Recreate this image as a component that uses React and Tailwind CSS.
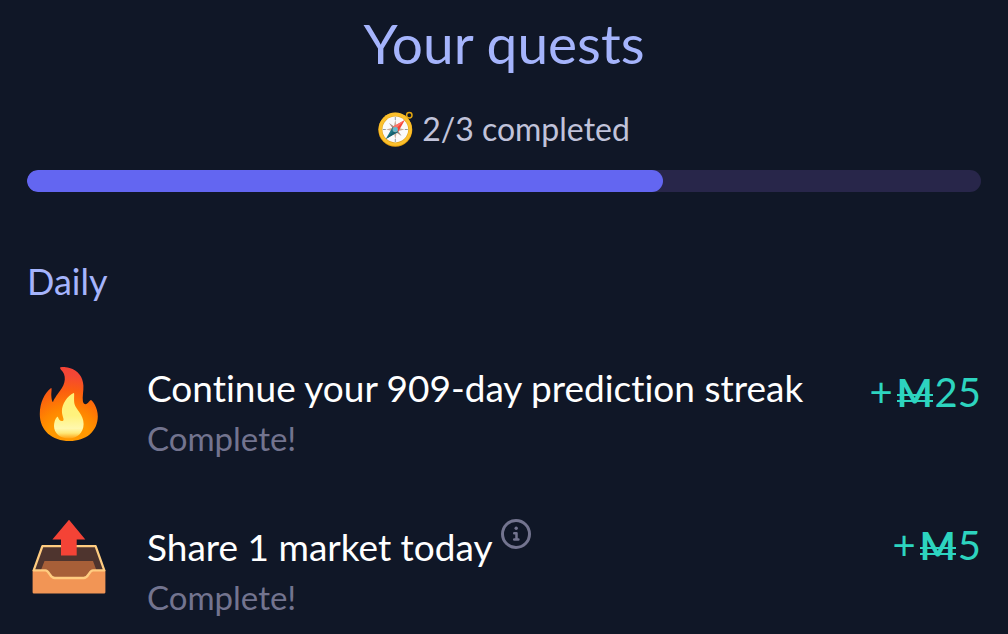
function CompassIcon() {
  return (
    <svg viewBox="0 0 36 36" className="size-9 shrink-0" aria-hidden="true">
      <circle cx="31.3" cy="4.3" r="2.7" fill="none" stroke="#e2a610" strokeWidth="1.5" />
      <circle cx="17.3" cy="18.8" r="17" fill="#e8a00c" />
      <circle cx="17.3" cy="18.2" r="16.6" fill="#fbc02d" />
      <circle cx="17.3" cy="18.5" r="13.4" fill="#e0a11b" />
      <circle cx="17.3" cy="18.5" r="12.9" fill="#fafafa" />
      <path d="M17.3 6v3M17.3 28v3M4.8 18.5h3M26.8 18.5h3" stroke="#8d9aa2" strokeWidth="1" />
      <path d="M17.3 8.8l1.6 7.8 7.6 1.9-7.6 1.9-1.6 7.8-1.6-7.8-7.6-1.9 7.6-1.9z" fill="#c9ab99" />
      <path d="M11 12l6.8 4.6 5.8 8.4-6.8-4.6z" fill="#a58d80" />
      <path d="M26.8 9l-6.6 11.8-2.9-2.3-2.4-2.8z" fill="#f44336" />
      <path d="M26.8 9l-9.5 9.5-2.4-2.8z" fill="#ff7267" />
      <path d="M7.8 28l6.9-12 2.8 2.2 2.5 2.8z" fill="#1c7482" />
      <path d="M7.8 28l9.6-9.4 2.6 2.4z" fill="#16606e" />
      <circle cx="17.3" cy="18.5" r="2.7" fill="#82aeb8" />
      <circle cx="17.3" cy="18.5" r="1.5" fill="#4fc3dc" />
    </svg>
  );
}

function FireIcon() {
  return (
    <svg viewBox="0 0 76 76" className="size-19 shrink-0" aria-hidden="true">
      <defs>
        <radialGradient id="flame" gradientUnits="userSpaceOnUse" cx="30" cy="76" r="74">
          <stop offset="0.3" stopColor="#ff9800" />
          <stop offset="0.45" stopColor="#ff8500" />
          <stop offset="0.7" stopColor="#fb5d10" />
          <stop offset="0.9" stopColor="#f44735" />
          <stop offset="1" stopColor="#f44336" />
        </radialGradient>
        <linearGradient id="core" x1="0" y1="0" x2="0" y2="1">
          <stop offset="0" stopColor="#fff176" />
          <stop offset="0.5" stopColor="#fff27d" />
          <stop offset="0.78" stopColor="#fff8ae" />
          <stop offset="0.88" stopColor="#ffe978" />
          <stop offset="1" stopColor="#ffa315" />
        </linearGradient>
      </defs>
      <path
        d="M22.2 1.6C22.6 .8 27 .8 31.500 2C40 4.200 45 11 45.400 19.500C45.700 25 44.200 31 44.900 35.200C45.300 38 47.300 38.600 48.800 37.800C50.700 36.900 51.800 33.900 53 34C54.300 34.100 60 42 59.800 50.500C59.600 65.500 48 75 31.500 75C14 75 1.700 64.500 1.800 48C1.900 36.500 6.500 27 12.800 22.200C14.300 21.100 13.200 26 13.300 29.500C13.400 33.200 14.300 36 15 36.200C15.500 34 18.500 29.500 22 24.800C27.800 17.500 28.800 8.700 22.800 3.400C22.200 2.800 22 2.200 22.200 1.600Z"
        transform="translate(7 0)"
        fill="url(#flame)"
      />
      <path
        d="M42.700 26.900C43.800 26.500 42.500 33 43.500 38C44.700 43.500 52.800 48.500 52.600 58C52.500 67 46 72.500 37.800 72.500C29 72.500 23 67 23 60C23 56.500 24 53 26 51C27.100 50 27.300 52.700 28.500 54C29.500 55.200 31.500 55.400 32.300 54.500C33.400 53.200 31 50.300 30.900 45C30.800 38 36.500 29.700 42.700 26.900Z"
        fill="url(#core)"
      />
    </svg>
  );
}

function OutboxIcon() {
  return (
    <svg viewBox="0 0 76 76" className="size-19 shrink-0" aria-hidden="true">
      <path d="M12 27h52l8 24v6H4v-6z" fill="#4e342e" />
      <path d="M13.500 42h48.500l3.500 9.500L54 61H22L10 51z" fill="#a75f38" />
      <path d="M1.600 51H14c4 0 3.500 8 9 8h30c5.500 0 5-8 9-8h12.400v22.300a1.300 1.300 0 0 1-1.300 1.300H2.900a1.300 1.300 0 0 1-1.300-1.300z" fill="#f29555" />
      <path
        d="M11.400 27.200h53.200l8.700 24.200H62c-4.200 0-4 7.600-9.400 7.600H23.800c-5.400 0-5.200-7.600-9.400-7.600H2.700z"
        fill="none"
        stroke="#ffcc80"
        strokeWidth="2.300"
        strokeLinejoin="round"
      />
      <path d="M38 .8l16.300 19.800h-8.600v16H30v-16h-8.600z" fill="#f44336" />
    </svg>
  );
}

function InfoIcon() {
  return (
    <svg viewBox="0 0 30 30" className="size-[30px]" fill="none" stroke="#73748f" aria-hidden="true">
      <circle cx="15" cy="15" r="13.500" strokeWidth="3" />
      <circle cx="15.200" cy="9.300" r="1.700" fill="#73748f" stroke="none" />
      <path d="M13.200 14.200h2.300v5.900M13.200 20.500h4.200" strokeWidth="2.500" strokeLinecap="round" strokeLinejoin="round" />
    </svg>
  );
}

function Reward({ amount }) {
  return (
    <div className="mt-1 flex shrink-0 items-baseline text-[40px] leading-12 text-[#2dd4bf]">
      <span>+</span>
      <span className="relative ml-1 flex w-9 justify-center text-[38px] leading-12 font-bold before:absolute before:inset-x-0 before:top-[26px] before:h-0.5 before:bg-[#2dd4bf] after:absolute after:inset-x-0 after:top-8 after:h-0.5 after:bg-[#2dd4bf]">
        M
      </span>
      <span className="ml-0.5">{amount}</span>
    </div>
  );
}

function Quest({ icon, title, status, amount, info }) {
  return (
    <li className="flex items-start">
      <div className="mt-0.5 shrink-0">{icon}</div>
      <div className="ml-10 min-w-0 flex-1">
        <div className="flex items-start gap-2">
          <h3 className={info ? "pt-1.5 text-[37px] leading-12 text-white" : "text-[37px] leading-12 text-white"}>{title}</h3>
          {info && (
            <button type="button" aria-label="More information" className="mt-0.5">
              <InfoIcon />
            </button>
          )}
        </div>
        <p className="mt-0.5 text-[33px] leading-12 text-[#73748f]">{status}</p>
      </div>
      <Reward amount={amount} />
    </li>
  );
}

export default function App() {
  return (
    <main className="min-h-screen bg-[#101727] px-[27px] pt-[7px] font-['Lato',sans-serif] [font-variant-ligatures:none]">
      <h1 className="text-center text-[55px] leading-18 text-[#a5b4fc]">Your quests</h1>
      <div className="mt-[26px] flex items-center justify-center gap-2">
        <CompassIcon />
        <p id="progress" className="text-[32px] leading-12 text-[#c1c3da]">2/3 completed</p>
      </div>
      <div
        role="progressbar"
        aria-labelledby="progress"
        aria-valuemin={0}
        aria-valuemax={3}
        aria-valuenow={2}
        className="mt-[17px] h-[22px] overflow-hidden rounded-full bg-[#28264a]"
      >
        <div className="h-full w-2/3 rounded-full bg-[#6366f1]" />
      </div>
      <section className="mt-16">
        <h2 className="text-4xl leading-[50px] text-[#a5b4fc]">Daily</h2>
        <ul className="mt-[58px] flex flex-col gap-[55px] pl-1">
          <Quest icon={<FireIcon />} title="Continue your 909-day prediction streak" status="Complete!" amount={25} />
          <Quest icon={<OutboxIcon />} title="Share 1 market today" status="Complete!" amount={5} info />
        </ul>
      </section>
    </main>
  );
}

• _What is being asked_: Reproduce every line of the material precisely, omitting its pictures.

• _Complete response_:
Recreate this image as a component that uses React and Tailwind CSS.
function CompassIcon() {
  return (
    <svg viewBox="0 0 36 36" className="size-9 shrink-0" aria-hidden="true">
      <circle cx="31.3" cy="4.3" r="2.7" fill="none" stroke="#e2a610" strokeWidth="1.5" />
      <circle cx="17.3" cy="18.8" r="17" fill="#e8a00c" />
      <circle cx="17.3" cy="18.2" r="16.6" fill="#fbc02d" />
      <circle cx="17.3" cy="18.5" r="13.4" fill="#e0a11b" />
      <circle cx="17.3" cy="18.5" r="12.9" fill="#fafafa" />
      <path d="M17.3 6v3M17.3 28v3M4.8 18.5h3M26.8 18.5h3" stroke="#8d9aa2" strokeWidth="1" />
      <path d="M17.3 8.8l1.6 7.8 7.6 1.9-7.6 1.9-1.6 7.8-1.6-7.8-7.6-1.9 7.6-1.9z" fill="#c9ab99" />
      <path d="M11 12l6.8 4.6 5.8 8.4-6.8-4.6z" fill="#a58d80" />
      <path d="M26.8 9l-6.6 11.8-2.9-2.3-2.4-2.8z" fill="#f44336" />
      <path d="M26.8 9l-9.5 9.5-2.4-2.8z" fill="#ff7267" />
      <path d="M7.8 28l6.9-12 2.8 2.2 2.5 2.8z" fill="#1c7482" />
      <path d="M7.8 28l9.6-9.4 2.6 2.4z" fill="#16606e" />
      <circle cx="17.3" cy="18.5" r="2.7" fill="#82aeb8" />
      <circle cx="17.3" cy="18.5" r="1.5" fill="#4fc3dc" />
    </svg>
  );
}

function FireIcon() {
  return (
    <svg viewBox="0 0 76 76" className="size-19 shrink-0" aria-hidden="true">
      <defs>
        <radialGradient id="flame" gradientUnits="userSpaceOnUse" cx="30" cy="76" r="74">
          <stop offset="0.3" stopColor="#ff9800" />
          <stop offset="0.45" stopColor="#ff8500" />
          <stop offset="0.7" stopColor="#fb5d10" />
          <stop offset="0.9" stopColor="#f44735" />
          <stop offset="1" stopColor="#f44336" />
        </radialGradient>
        <linearGradient id="core" x1="0" y1="0" x2="0" y2="1">
          <stop offset="0" stopColor="#fff176" />
          <stop offset="0.5" stopColor="#fff27d" />
          <stop offset="0.78" stopColor="#fff8ae" />
          <stop offset="0.88" stopColor="#ffe978" />
          <stop offset="1" stopColor="#ffa315" />
        </linearGradient>
      </defs>
      <path
        d="M22.2 1.6C22.6 .8 27 .8 31.500 2C40 4.200 45 11 45.400 19.500C45.700 25 44.200 31 44.900 35.200C45.300 38 47.300 38.600 48.800 37.800C50.700 36.900 51.800 33.900 53 34C54.300 34.100 60 42 59.800 50.500C59.600 65.500 48 75 31.500 75C14 75 1.700 64.500 1.800 48C1.900 36.500 6.500 27 12.800 22.200C14.300 21.100 13.200 26 13.300 29.500C13.400 33.200 14.300 36 15 36.200C15.500 34 18.500 29.500 22 24.800C27.800 17.500 28.800 8.700 22.800 3.400C22.200 2.800 22 2.200 22.200 1.600Z"
        transform="translate(7 0)"
        fill="url(#flame)"
      />
      <path
        d="M42.700 26.900C43.800 26.500 42.500 33 43.500 38C44.700 43.500 52.800 48.500 52.600 58C52.500 67 46 72.500 37.800 72.500C29 72.500 23 67 23 60C23 56.500 24 53 26 51C27.100 50 27.300 52.700 28.500 54C29.500 55.200 31.500 55.400 32.300 54.500C33.400 53.200 31 50.300 30.900 45C30.800 38 36.500 29.700 42.700 26.900Z"
        fill="url(#core)"
      />
    </svg>
  );
}

function OutboxIcon() {
  return (
    <svg viewBox="0 0 76 76" className="size-19 shrink-0" aria-hidden="true">
      <path d="M12 27h52l8 24v6H4v-6z" fill="#4e342e" />
      <path d="M13.500 42h48.500l3.500 9.500L54 61H22L10 51z" fill="#a75f38" />
      <path d="M1.600 51H14c4 0 3.500 8 9 8h30c5.500 0 5-8 9-8h12.400v22.300a1.300 1.300 0 0 1-1.300 1.300H2.900a1.300 1.300 0 0 1-1.300-1.300z" fill="#f29555" />
      <path
        d="M11.400 27.200h53.200l8.700 24.200H62c-4.200 0-4 7.600-9.400 7.600H23.800c-5.400 0-5.200-7.600-9.400-7.600H2.700z"
        fill="none"
        stroke="#ffcc80"
        strokeWidth="2.300"
        strokeLinejoin="round"
      />
      <path d="M38 .8l16.300 19.800h-8.600v16H30v-16h-8.600z" fill="#f44336" />
    </svg>
  );
}

function InfoIcon() {
  return (
    <svg viewBox="0 0 30 30" className="size-[30px]" fill="none" stroke="#73748f" aria-hidden="true">
      <circle cx="15" cy="15" r="13.500" strokeWidth="3" />
      <circle cx="15.200" cy="9.300" r="1.700" fill="#73748f" stroke="none" />
      <path d="M13.200 14.200h2.300v5.900M13.200 20.500h4.200" strokeWidth="2.500" strokeLinecap="round" strokeLinejoin="round" />
    </svg>
  );
}

function Reward({ amount }) {
  return (
    <div className="mt-1 flex shrink-0 items-baseline text-[40px] leading-12 text-[#2dd4bf]">
      <span>+</span>
      <span className="relative ml-1 flex w-9 justify-center text-[38px] leading-12 font-bold before:absolute before:inset-x-0 before:top-[26px] before:h-0.5 before:bg-[#2dd4bf] after:absolute after:inset-x-0 after:top-8 after:h-0.5 after:bg-[#2dd4bf]">
        M
      </span>
      <span className="ml-0.5">{amount}</span>
    </div>
  );
}

function Quest({ icon, title, status, amount, info }) {
  return (
    <li className="flex items-start">
      <div className="mt-0.5 shrink-0">{icon}</div>
      <div className="ml-10 min-w-0 flex-1">
        <div className="flex items-start gap-2">
          <h3 className={info ? "pt-1.5 text-[37px] leading-12 text-white" : "text-[37px] leading-12 text-white"}>{title}</h3>
          {info && (
            <button type="button" aria-label="More information" className="mt-0.5">
              <InfoIcon />
            </button>
          )}
        </div>
        <p className="mt-0.5 text-[33px] leading-12 text-[#73748f]">{status}</p>
      </div>
      <Reward amount={amount} />
    </li>
  );
}

export default function App() {
  return (
    <main className="min-h-screen bg-[#101727] px-[27px] pt-[7px] font-['Lato',sans-serif] [font-variant-ligatures:none]">
      <h1 className="text-center text-[55px] leading-18 text-[#a5b4fc]">Your quests</h1>
      <div className="mt-[26px] flex items-center justify-center gap-2">
        <CompassIcon />
        <p id="progress" className="text-[32px] leading-12 text-[#c1c3da]">2/3 completed</p>
      </div>
      <div
        role="progressbar"
        aria-labelledby="progress"
        aria-valuemin={0}
        aria-valuemax={3}
        aria-valuenow={2}
        className="mt-[17px] h-[22px] overflow-hidden rounded-full bg-[#28264a]"
      >
        <div className="h-full w-2/3 rounded-full bg-[#6366f1]" />
      </div>
      <section className="mt-16">
        <h2 className="text-4xl leading-[50px] text-[#a5b4fc]">Daily</h2>
        <ul className="mt-[58px] flex flex-col gap-[55px] pl-1">
          <Quest icon={<FireIcon />} title="Continue your 909-day prediction streak" status="Complete!" amount={25} />
          <Quest icon={<OutboxIcon />} title="Share 1 market today" status="Complete!" amount={5} info />
        </ul>
      </section>
    </main>
  );
}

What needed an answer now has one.